Dabei ist eigentlich nur bemerkenswert, welchen Kolonisierungsfuror sich die Deutschen von ihren Oberen oktroyieren lassen. Tschechen würde derlei vermutlich nicht passieren. Denn die haben jahrzehntelang fremdbestimmt gelebt und von totalitären Regimes die Nase voll. Sie wissen, wie kostbar ihre persönliche Freiheit ist. Für Tschechen ist die eigene Kultur eine Kraftquelle, ein ihnen für künftige Generationen anvertrauter Schatz. Sie empfinden das Eigene als wertvoll und erachten es als erhaltenswert. Postmodernen Deutschen sind solche Gefühle systematisch aberzogen worden und meist völlig fremd. Die eigene Lebensweise zu schätzen und sie zu pflegen, ihre Schönheit wahrzunehmen, sie zu goutieren und zu erhalten, um sie weiterzugeben, erscheint ihnen vorgestrig, reaktionär und zutiefst verwerflich.

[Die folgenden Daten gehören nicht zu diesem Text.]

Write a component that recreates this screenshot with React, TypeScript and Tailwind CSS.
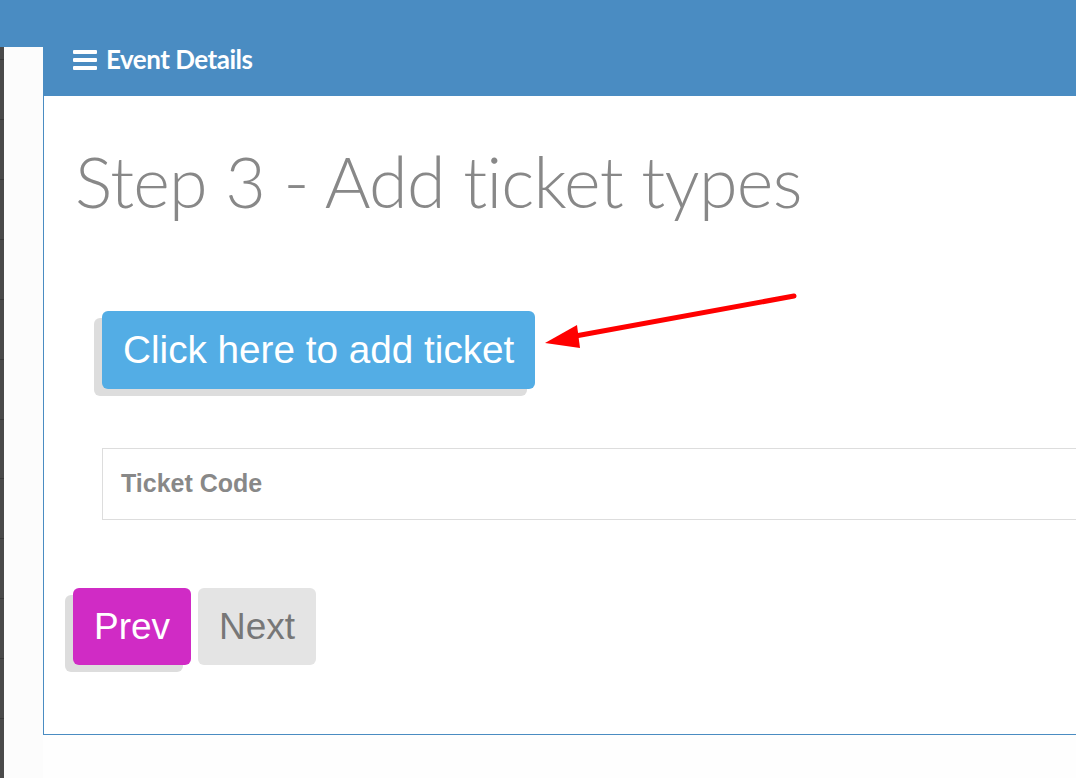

Vor nicht allzu langer Zeit lief die grüne Kulturstaatsministerin Claudia Roth bei einer Demonstration hinter einem Banner, auf dem ‚Deutschland, du mieses Stück Scheiße!‘ stand. Auf einem anderen war zu lesen: ‘Deutschland verrecke!‘.
Deutschland verreckt tatsächlich. Das spürt man, sobald man das Land verlässt. Der Unterschied springt einem im Straßenbild an. Man sieht ihn im Umgang der Prager mit einander, der Liebe zur Eleganz früherer Architektur, dem Respekt vor den Leistungen ihrer Altvorderen, der Sauberkeit der zum Flanieren einladenden Gehsteige.
Aber das ist eben auch der Unterschied zwischen Vaclav Havel und Angela Merkel, Demokratie und Brandmauermentalität, befreitem und gelenktem Denken, aufrechtem Gang und Untertanenhaltung, gesundem Selbstbewusstsein und arroganter Tugendheuchelei.